As a city located not only between north and south but also between the preserved past and the dynamic present, Washington DC is a unique kind of ghost town. To study Washington as a place of haunting is to explore how many of the greatest and most traumatic events in American history are never fully buried or repressed but are instead always returning and exerting their influence on the present. This course starts with William Faulkner’s premise that “[t]he past is never dead, it’s not even past,” and moves towards an exploration of how we might locate in Washington’s ghost legends and national memorials the interchange between past and present, the whisperings that continue to haunt the American imagination.

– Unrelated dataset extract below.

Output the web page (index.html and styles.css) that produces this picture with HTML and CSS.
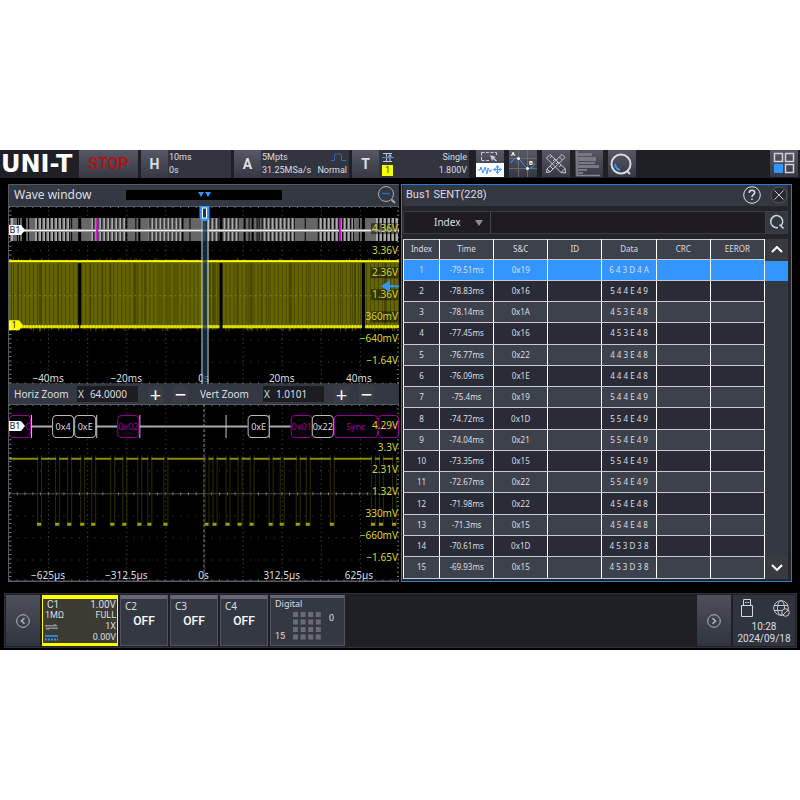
FILE: index.html
```html
<!DOCTYPE html>
<html lang="en">
<head>
<meta charset="utf-8">
<title>UNI-T Oscilloscope</title>
<link rel="stylesheet" href="styles.css">
</head>
<body>
<main class="scope">
  <header class="topbar">
    <h1 class="logo">UNI-T</h1>
    <button class="stop">STOP</button>
    <section class="group group-h">
      <button class="key">H</button>
      <div class="info"><span>10ms</span><span>0s</span></div>
    </section>
    <section class="group group-a">
      <button class="key">A</button>
      <div class="info">
        <div class="pair"><span>5Mpts</span>
          <svg width="16" height="9" viewBox="0 0 16 9" fill="none" stroke="#2b6da8"><path d="M0 7.5H3.5V2Q3.5 1 5 1H9Q10.500 1 10.500 2V7.500H15.500"/></svg></div>
        <div class="pair"><span>31.25MSa/s</span><span>Normal</span></div>
      </div>
    </section>
    <section class="group group-t">
      <button class="key">T</button>
      <div class="info">
        <div class="pair">
          <svg width="12" height="11" viewBox="0 0 12 11" fill="none" stroke="#c9ccd2"><path d="M1 1.500H10M1 9.500H10M4 1.500Q6 5.500 4 9.500M8 3V9.500M6.500 4.500L8 2.500L9.500 4.500"/><path d="M0 5.500H12" stroke="#3396ff"/></svg>
          <span>Single</span></div>
        <div class="pair"><b class="chan">1</b><span>1.800V</span></div>
      </div>
    </section>
    <nav class="tools">
      <button class="tool" aria-label="Zoom select">
        <svg width="28" height="27" viewBox="0 0 28 27" fill="none"><path d="M0 13H28V27H0Z" fill="#fff"/><path d="M5.500 2.500H20.500M5.500 10.500H14M5.500 2.500V10.500M20.500 2.500V5" stroke="#c9ccd2" stroke-dasharray="3 1.500"/><path d="M14 5L20 7L18 8L21 10.500L20 11.500L17 9L16 11Z" fill="#c9ccd2"/><path d="M2 20H4L5 17L7 23L9 17L11 24L12 18L14 22L15 20H16" stroke="#3396ff"/><path d="M18 19.500H25M21.500 16V23" stroke="#3396ff"/><path d="M17 19.500L19.500 17.500V21.500ZM26 19.500L23.500 17.500V21.500ZM21.500 15L19.500 17.500H23.500ZM21.500 24L19.500 21.500H23.500Z" fill="#3396ff"/></svg>
      </button>
      <button class="tool" aria-label="Cursor">
        <svg width="28" height="27" viewBox="0 0 28 27" fill="none"><path d="M0 8.500H28M0 18.500H28M9.500 0V27M18.500 0V27" stroke="#6a6c74"/><path d="M2 13C5 7 9 7 12 11S18 20 22 18Q25 16 26 13" stroke="#3396ff"/><circle cx="9.500" cy="8.500" r="1.500" fill="#fff"/><circle cx="18.500" cy="18.500" r="1.500" fill="#fff"/><text x="2" y="6" class="tiny">A</text><text x="20" y="15" class="tiny">B</text></svg>
      </button>
      <button class="tool" aria-label="Measure">
        <svg width="28" height="27" viewBox="0 0 28 27" fill="none" stroke="#c9ccd2"><path d="M8 4.500L23 18.500L19 22.500L4.500 8Z M8 8L10 6M11 11L13 9M14 14L16 12M17 17L19 15M20 4.500L23 7.500L8 22L5 19Z M17.500 7L20.500 10M8 16L11 19"/><path d="M19 22.500L23.500 23L23 18.500M5 19L4.500 22.500L8 22"/></svg>
      </button>
      <button class="tool" aria-label="Statistics">
        <svg width="28" height="27" viewBox="0 0 28 27"><path d="M2 1V26M2 25.500H25" stroke="#85878f" stroke-width="1.500"/><path d="M3 3H17V6H3ZM3 7H21V11H3ZM3 12H20V14H3ZM3 15H24V18H3ZM3 19H12V21H3ZM3 22H8V24H3Z" fill="#777982"/></svg>
      </button>
      <button class="tool" aria-label="Search waveform">
        <svg width="28" height="27" viewBox="0 0 28 27" fill="none" stroke-width="2"><circle cx="13" cy="14" r="9.500" stroke="#d8dade"/><path d="M19 21L22 24" stroke="#d8dade"/><path d="M7 14Q8 19 12 20" stroke="#3396ff"/></svg>
      </button>
    </nav>
    <button class="tool home" aria-label="Windows">
      <svg width="28" height="27" viewBox="0 0 28 27" fill="none" stroke="#d0d2d6" stroke-width="1.500"><path d="M4.500 3.500H12.500V11.500H4.500ZM15.500 3.500H23.500V11.500H15.500ZM15.500 14.500H23.500V22.500H15.500Z"/><path d="M4 14H13V23H4Z" fill="#3396ff" stroke="none"/></svg>
    </button>
  </header>

  <div class="panes">
    <section class="wave">
      <div class="wave-head">
        <h2>Wave window</h2>
        <div class="overview"><svg width="13" height="5" viewBox="0 0 13 5"><path d="M0 0H6L3 5ZM7 0H13L10 5Z" fill="#3396ff"/></svg></div>
        <button class="plain" aria-label="Zoom out"><svg width="20" height="20" viewBox="0 0 20 20" fill="none" stroke="#a9acb3"><circle cx="9" cy="9" r="7.500"/><path d="M14.500 14.500L18 18" stroke-width="2"/><path d="M5 8.500H13" stroke="#2b6da8" stroke-width="1.500"/></svg></button>
      </div>
      <svg class="plot" id="main-plot" viewBox="0 0 389 178"></svg>
      <div class="zoombar">
        <label for="hz">Horiz Zoom</label>
        <span class="factor">X <input id="hz" value="64.0000"></span>
        <button class="step">+</button><button class="step">−</button>
        <label for="vz" class="second">Vert Zoom</label>
        <span class="factor">X <input id="vz" value="1.0101"></span>
        <button class="step">+</button><button class="step">−</button>
      </div>
      <svg class="plot" id="zoom-plot" viewBox="0 0 389 177"></svg>
    </section>

    <section class="bus">
      <div class="bus-head">
        <h2>Bus1 SENT(228)</h2>
        <button class="plain" aria-label="Help"><svg width="18" height="18" viewBox="0 0 18 18" fill="none" stroke="#e0e2e6"><circle cx="9" cy="9" r="8.300"/><path d="M6.300 7Q6.300 4.300 9 4.300T11.700 6.800Q11.700 8 10 9Q9 9.700 9 11" stroke-width="1.500"/><path d="M9 12.500V14" stroke-width="1.500"/></svg></button>
        <button class="plain" aria-label="Close"><svg width="18" height="18" viewBox="0 0 18 18" fill="none"><circle cx="9" cy="9" r="8" fill="#292a2d" stroke="#55565a"/><path d="M4.500 4.500L13.500 13.500M13.500 4.500L4.500 13.500" stroke="#c9cbd0"/></svg></button>
      </div>
      <div class="filter">
        <div class="pick"><select aria-label="Search field"><option>Index</option></select><svg width="8" height="6" viewBox="0 0 8 6"><path d="M0 0H8L4 6Z" fill="#8d8d90"/></svg></div>
        <input class="query" aria-label="Search value">
        <button class="find" aria-label="Search"><svg width="16" height="16" viewBox="0 0 16 16" fill="none" stroke="#d5d7db" stroke-width="1.500"><path d="M9 13.500A6 6 0 1 1 12.300 11.500M10.500 10.500L14.500 14.500"/></svg></button>
      </div>
      <div class="results">
        <table>
          <thead><tr><th class="idx">Index</th><th>Time</th><th>S&amp;C</th><th>ID</th><th>Data</th><th>CRC</th><th>EEROR</th></tr></thead>
          <tbody id="rows"></tbody>
        </table>
        <div class="scroll">
          <button aria-label="Scroll up"><svg width="12" height="7" viewBox="0 0 12 7" fill="none" stroke="#fff" stroke-width="2"><path d="M1 6L6 1L11 6"/></svg></button>
          <div class="thumb"></div>
          <button class="down" aria-label="Scroll down"><svg width="12" height="7" viewBox="0 0 12 7" fill="none" stroke="#fff" stroke-width="2"><path d="M1 1L6 6L11 1"/></svg></button>
        </div>
      </div>
    </section>
  </div>

  <footer class="channels">
    <button class="pager" aria-label="Previous"><svg width="14" height="14" viewBox="0 0 14 14" fill="none" stroke="#b4b6bb"><circle cx="7" cy="7" r="6.300"/><path d="M8.500 4.300L5.500 7L8.500 9.700" stroke-width="1.500"/></svg></button>
    <section class="ch ch1">
      <div class="pair big"><span>C1</span><span>1.00V</span></div>
      <div class="pair"><span>1MΩ</span><span>FULL</span></div>
      <div class="pair"><svg width="13" height="6" viewBox="0 0 13 6" fill="none" stroke="#8c8c9c" stroke-width="1.500"><path d="M0 1.800H12L9 .3M13 4.300H1L4 5.800"/></svg><span>1X</span></div>
      <div class="pair"><svg width="13" height="6" viewBox="0 0 13 6" stroke="#3396ff" stroke-width="1.500"><path d="M0 1H13"/><path d="M0 4.500H13" stroke-width="2" stroke-dasharray="2 1"/></svg><span>0.00V</span></div>
    </section>
    <section class="ch off"><span>C2</span><b>OFF</b></section>
    <section class="ch off"><span>C3</span><b>OFF</b></section>
    <section class="ch off"><span>C4</span><b>OFF</b></section>
    <section class="ch digital">
      <span class="name">Digital</span>
      <span class="last">15</span>
      <svg width="28" height="28" viewBox="0 0 28 28" stroke="#6a6a78" stroke-width="5"><path d="M0 2.500H28M0 10H28M0 17.500H28M0 25H28" stroke-dasharray="5 2.600"/></svg>
      <span class="first">0</span>
    </section>
    <button class="pager next" aria-label="Next"><svg width="14" height="14" viewBox="0 0 14 14" fill="none" stroke="#b4b6bb"><circle cx="7" cy="7" r="6.300"/><path d="M5.500 4.300L8.500 7L5.500 9.700" stroke-width="1.500"/></svg></button>
    <section class="status">
      <div class="icons">
        <svg width="12" height="18" viewBox="0 0 12 18" fill="none" stroke="#d5d7db"><path d="M.5 6.500H11.500V17.500H.5ZM2.500 6.500V.5H9.500V6.500M4 3.500H5.500M6.500 3.500H8"/></svg>
        <svg width="17" height="17" viewBox="0 0 17 17" fill="none" stroke="#c5c7cc"><circle cx="8" cy="8" r="7.300"/><ellipse cx="8" cy="8" rx="3.500" ry="7.300"/><path d="M1 5.500H15M1 10.500H15"/><circle cx="12.500" cy="12.500" r="3.800" fill="#343843"/><path d="M10 15L15 10"/></svg>
      </div>
      <time>10:28</time><time>2024/09/18</time>
    </section>
  </footer>
</main>
<script src="scope.js"></script>
</body>
</html>
```
FILE: styles.css
```css
* { box-sizing: border-box; }
body {
  margin: 0;
  min-height: 100vh;
  display: flex;
  flex-direction: column;
  justify-content: center;
  background: #fff;
  color: #dcdee2;
  font: 9px/12px Roboto, sans-serif;
}
h1, h2 { margin: 0; font-weight: 400; }
button {
  border: 0;
  padding: 0;
  margin: 0;
  color: inherit;
  font: inherit;
  background: none;
  display: flex;
  align-items: center;
  justify-content: center;
}
svg { display: block; flex: none; }
.scope { background: #000; padding-bottom: 2px; }
.pair { display: flex; justify-content: space-between; align-items: center; }

/* top bar */
.topbar { display: flex; height: 28px; padding-right: 2px; background: #1f2026; }
.logo { width: 79px; padding-left: 1px; font: 700 24px/28px "DejaVu Sans", sans-serif; color: #fff; }
.stop, .key, .tool { background: linear-gradient(#565863, #363943); }
.stop { width: 59px; margin-right: 3px; font-size: 16px; font-weight: 500; color: #b80f0c; }
.group { display: flex; background: #32353f; margin-right: 3px; }
.group-h { width: 90px; }
.group-a { width: 115px; }
.group-t { width: 117px; margin-right: 7px; }
.key { width: 27px; flex: none; font-size: 14px; font-weight: 700; }
.info { flex: 1; display: flex; flex-direction: column; justify-content: center; gap: 1px; padding: 0 2px 0 1px; }
.group-t .info { padding-left: 3px; }
.chan { width: 11px; height: 11px; background: #ff0; color: #333; line-height: 11px; text-align: center; font-weight: 400; }
.tools { display: flex; gap: 5px; }
.tool { width: 28px; height: 27px; }
.home { margin-left: auto; }
.tiny { font-size: 6px; font-weight: 700; fill: #fff; }

/* panels */
.panes { display: grid; grid-template-columns: 1fr 1fr; gap: 2px; padding: 6px 8px 11px; align-items: stretch; }
.wave { border: 1px solid #565a64; border-right: 0; background: #343843; font: 11px/14px "Noto Sans", sans-serif; }
.wave-head { display: flex; align-items: center; height: 21px; padding: 0 2px 0 5px; }
.wave-head h2 { flex: none; width: 112px; font-size: 12px; }
.overview { width: 156px; height: 10px; background: #000; display: flex; justify-content: center; padding-top: 2px; }
.wave-head .plain { margin-left: auto; }
.plot { width: 100%; height: auto; background: #000; font: 10px "Noto Sans", sans-serif; fill: #dcdee2; }
.code { font-size: 9px; }
.zoombar { display: flex; align-items: center; height: 20px; padding: 0 5px; gap: 10px; font-size: 10px; }
.zoombar label { width: 53px; white-space: nowrap; }
.zoombar .second { margin-left: 2px; }
.factor { display: flex; gap: 6px; width: 61px; background: #1c1c21; font-size: 10px; padding: 1px; }
.factor input { width: 46px; border: 0; padding: 0; background: none; color: inherit; font: inherit; }
.step { width: 15px; height: 17px; background: #3b3d46; font-size: 20px; line-height: 17px; color: #fff; }

.bus { border: 1px solid #2b7ad6; background: #24252b; padding: 0 3px 2px 1px; }
.bus-head { display: flex; align-items: center; height: 21px; gap: 9px; background: #343843; padding-left: 3px; }
.bus-head h2 { flex: 1; font-size: 11px; }
.filter { display: flex; gap: 1px; height: 23px; margin: 5px 0; background: #42434b; border: 1px solid #3a3b43; }
.pick { position: relative; width: 86px; background: #1f1c21; }
.pick select { appearance: none; width: 100%; height: 100%; border: 0; padding: 0 0 0 30px; background: none; color: inherit; font: 10px "Noto Sans", sans-serif; }
.pick svg { position: absolute; right: 7px; top: 8px; }
.query { flex: 1; min-width: 0; border: 0; background: #1f1c21; color: inherit; }
.find { width: 21px; background: #343843; }
.results { display: flex; height: 340px; }
.results table { flex: 1; width: 100%; height: 100%; table-layout: fixed; border-collapse: collapse; font: 8px/10px "Noto Sans", sans-serif; }
th, td { border: 1px solid #c9cacd; border-left-color: #fff; border-right-color: #fff; padding: 0; text-align: center; font-weight: 400; }
th { height: 20px; }
.idx { width: 36px; }
thead tr { background: #3d414b; }
tbody tr { background: #3d414b; }
tbody tr:nth-child(even) { background: #292c36; }
tbody tr:first-child { background: #3396ff; }
.scroll { display: flex; flex-direction: column; flex: none; width: 23px; background: #343843; }
.scroll button { height: 22px; background: #3a3a41; }
.thumb { height: 20px; background: #3396ff; }
.scroll .down { margin-top: auto; }

/* channel bar */
.channels { display: flex; gap: 2px; margin: 0 3px 0 4px; padding: 1px; height: 55px; background: #1f2026; border: 1px solid #30313a; }
.pager { width: 34px; background: linear-gradient(#4d5059, #30343e); }
.ch { width: 48px; background: #343843; border: 1px solid #50525e; border-top: 4px solid #656576; padding: 0 4px; }
.ch1 { width: 76px; background: #3b3b34; border: 2px solid #ff0; border-width: 4px 1px 3px; padding: 0 1px 0 2px; line-height: 11px; display: flex; flex-direction: column; justify-content: center; }
.ch1 .big { font-size: 10px; padding-left: 2px; }
.off span { font: 10px/14px "Noto Sans", sans-serif; display: block; }
.off b { display: block; font-size: 12px; line-height: 16px; font-weight: 500; text-align: center; color: #fff; }
.digital { width: 75px; display: grid; grid-template-columns: 18px 28px 1fr; grid-template-rows: 14px 30px; border-top-width: 3px; }
.digital .name { grid-column: 1 / 4; font: 9px/12px "Noto Sans", sans-serif; }
.digital .last { align-self: end; }
.digital .first { padding-left: 8px; }
.next { margin-left: auto; }
.status { width: 62px; background: #30343e; font-size: 10px; line-height: 12px; text-align: center; }
.status time { display: block; }
.icons { display: flex; justify-content: space-between; align-items: end; padding: 4px 5px 4px 8px; }
```
FILE: scope.js
```js
const rows = [
  ["-79.51ms", "0x19", "6 4 3 D 4 A"], ["-78.83ms", "0x16", "5 4 4 E 4 9"],
  ["-78.14ms", "0x1A", "4 5 3 E 4 8"], ["-77.45ms", "0x16", "4 5 3 E 4 8"],
  ["-76.77ms", "0x22", "4 4 3 E 4 8"], ["-76.09ms", "0x1E", "4 4 4 E 4 8"],
  ["-75.4ms", "0x19", "5 4 4 E 4 9"], ["-74.72ms", "0x1D", "5 5 4 E 4 9"],
  ["-74.04ms", "0x21", "5 5 4 E 4 9"], ["-73.35ms", "0x15", "5 5 4 E 4 9"],
  ["-72.67ms", "0x22", "5 5 4 E 4 9"], ["-71.98ms", "0x22", "4 5 4 E 4 8"],
  ["-71.3ms", "0x15", "4 5 4 E 4 8"], ["-70.61ms", "0x1D", "4 5 3 D 3 8"],
  ["-69.93ms", "0x15", "4 5 3 D 3 8"]
];
document.getElementById("rows").innerHTML = rows.map((r, i) =>
  `<tr><td>${i + 1}</td><td>${r[0]}</td><td>${r[1]}</td><td></td><td>${r[2]}</td><td></td><td></td></tr>`).join("");

const line = (d, stroke, extra = "") => `<path d="${d}" fill="none" stroke="${stroke}" ${extra}/>`;
const rect = (x, y, w, h, fill, extra = "") => `<rect x="${x}" y="${y}" width="${w}" height="${h}" fill="${fill}" ${extra}/>`;
const text = (x, y, s, fill, anchor = "middle", cls = "") => `<text x="${x}" y="${y}" fill="${fill}" text-anchor="${anchor}" class="${cls}">${s}</text>`;

// Dotted graticule: ten columns, eight rows, with edge ticks.
function grid(h) {
  let v = "", r = "";
  for (let i = -4; i <= 5; i++) v += `M${Math.round(194.5 + i * 38.8) + 0.5} 0V${h}`;
  for (let i = -3; i <= 3; i++) if (i) r += `M0 ${Math.round(88.5 + i * 22.1) + 0.5}H389`;
  return line(v, "#505050", 'stroke-dasharray="1 3.400"') +
    line(r, "#484848", 'stroke-dasharray="1 6.760"') +
    line("M0 89.500H389", "#484848") +
    line("M0 89.500H389", "#777", 'stroke-width="3" stroke-dasharray="1 6.760"') +
    line(`M0 1H389M0 ${h - 1}H389`, "#777", 'stroke-width="2" stroke-dasharray="1 6.760"') +
    line(`M1 0V${h}`, "#777", 'stroke-width="3" stroke-dasharray="1 3.400"') +
    line(`M388 0V${h}`, "#777", 'stroke-width="2" stroke-dasharray="1 3.400"') +
    line("M0 0.500H389", "#565a64") + line(`M0 ${h - 0.5}H389`, "#565a64");
}

const volts = (labels, base) => labels.map((s, i) => {
  const w = s.length * 6 - 3;
  return rect(388 - w, base - 9 + i * 22, w, 11, "#000", 'opacity=".45"') + text(388, base + i * 22, s, "#d6d62e", "end");
}).join("");
const times = (labels, y) => labels.map((s, i) => text([39, 117, 194, 272, 349][i], y, s, "#dcdee2")).join("");
const busTag = y => `<path d="M0 ${y - 5}H12L16 ${y}L12 ${y + 5}H0Z" fill="#fff"/>` + text(6, y + 3, "B1", "#222", "middle", "code");

function mainPlot() {
  const gaps = [70, 211, 353];
  let s = grid(178);
  let stripes = "", bright = "", seed = 7;
  for (let x = 0; x < 389; x++) {
    seed = (seed * 73 + 41) % 997;
    const dense = Math.sin(x / 9) > 0.35;
    if (gaps.some(g => Math.abs(x - g) < 2)) continue;
    if (dense ? seed % 6 : x % 4 === 1) stripes += `M${x + 0.5} 12V35`;
    if (!dense && x % 4 > 1) bright += `M${x + 0.5} 12V35`;
  }
  s += line(stripes, "#666") + line(bright, "#aaa");
  s += rect(0, 23, 389, 3, "#999") + line("M0 24.500H389", "#eee");
  s += rect(87, 12, 2, 23, "#c800c8") + rect(329, 12, 2, 23, "#c800c8");
  s += rect(0, 55, 389, 65, "#666600");
  let dark = "", noise = "", dots = "";
  for (let x = 2; x < 389; x++) {
    seed = (seed * 73 + 41) % 997;
    if (x % 4 === 0 || seed % 9 === 0) dark += `M${x + 0.5} 57V118`;
    if (seed % 3 === 0) noise += `M${x + 0.5} ${52 + seed % 4}V56M${x + 0.5} 119V${122 + seed % 4}`;
    if (x % 3 === 0) dots += `M${x + 0.5} 119V121`;
  }
  s += line(dark, "#474700") + line(noise, "#4c4c00");
  s += line("M0 89.500H389", "#848420", 'stroke-dasharray="2 3"');
  gaps.forEach(g => { s += rect(g - 1, 57, 3, 68, "#000"); });
  s += rect(0, 54, 389, 2, "#ff0") + rect(0, 119, 389, 3, "#d2d200") + line(dots, "#ff0");
  gaps.slice(1).forEach(g => { s += rect(g - 1, 118, 3, 5, "#000"); });
  s += rect(70, 118, 1, 5, "#000");
  s += times(["−40ms", "−20ms", "0s", "20ms", "40ms"], 176);
  s += rect(193, 0, 5, 178, "#12344c", 'opacity=".7"') + line("M192.500 0V178M198.500 0V178", "#cfdbe4");
  s += '<path d="M190 0H200V12L198 15H192L190 12Z" fill="#3396ff"/>' + rect(193, 2, 4, 10, "#0c3a66", 'stroke="#fff"');
  s += volts(["4.36V", "3.36V", "2.36V", "1.36V", "360mV", "−640mV", "−1.64V"], 26);
  s += '<path d="M371 80L380 74V86Z" fill="#3396ff"/>' + line("M379 80H389", "#3396ff", 'stroke-width="2"');
  s += busTag(24) + '<path d="M0 114H10L14 119L10 124H0Z" fill="#ff0"/>' + text(5, 122, "1", "#222", "middle", "code");
  return s;
}

function zoomPlot() {
  const lows = [30, 48, 60, 73, 84, 103, 115, 130, 140, 156, 197, 205, 218, 230, 242, 261, 272, 288, 298, 322, 363, 371, 384];
  let s = grid(177) + line("M194.500 0V177", "#888", 'stroke-dasharray="3 2"');
  let edges = "", high = "", low = "", x = 0;
  lows.forEach(l => {
    edges += `M${l - 1.5} 51V122M${l + 2.5} 51V122`;
    high += `M${x} 54.500H${l - 1}`;
    low += `M${l - 2} 120H${l + 2}`;
    x = l + 2;
  });
  high += `M${x} 54.500H389`;
  s += line(edges, "#2c2c00") + line(high, "#8c8c00", 'stroke-width="2"') + line(low, "#a0a000", 'stroke-width="3"');
  s += line("M22 22.500H43M87 22.500H108M130 22.500H238M260 22.500H281", "#aaa", 'stroke-width="2"');
  s += line("M216.500 11V34M22.500 11V34M87.500 11V34M130.500 11V34M259.500 11V34", "#ccc");
  [[0, 22, "", 1], [43, 22, "0x4"], [65, 22, "0xE"], [108, 22, "0x02", 1], [238, 22, "0xE"], [281, 22, "0x01", 1],
    [302, 22, "0x22"], [324, 44, "Sync", 1], [368, 21, "0x00", 1]].forEach(([bx, w, label, magenta]) => {
    s += rect(bx + 0.5, 11.5, w - 1, 22, "#000", `rx="4" stroke="${magenta ? "#970097" : "#bbb"}"`);
    s += text(bx + w / 2, 26, label, magenta ? "#a000a0" : "#dcdee2", "middle", "code");
  });
  s += text(19, 26, "C", "#a000a0", "middle", "code") + busTag(22);
  s += volts(["4.29V", "3.3V", "2.31V", "1.32V", "330mV", "−660mV", "−1.65V"], 25);
  return s + times(["−625µs", "−312.5µs", "0s", "312.5µs", "625µs"], 175);
}
document.getElementById("main-plot").innerHTML = mainPlot();
document.getElementById("zoom-plot").innerHTML = zoomPlot();
```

To begin the course we will identify specific strains of haunting in some of the most powerful American speeches, short fiction, and short essays. We will then look at five specific haunted sites in Washington, from the Halcyon House to the White House, to discover how folklore and ghostly legends often serve a larger rhetorical purpose. We will also examine the national memorials in Washington as concentrated sites of haunting, and each student will have the opportunity to research, analyze and write about a specific memorial of their choice. In all, this course will make the larger point that not only does Washington have a haunting side rarely read about in history textbooks, but also this spectral history is crucial in continually deepening and revitalizing the American imagination.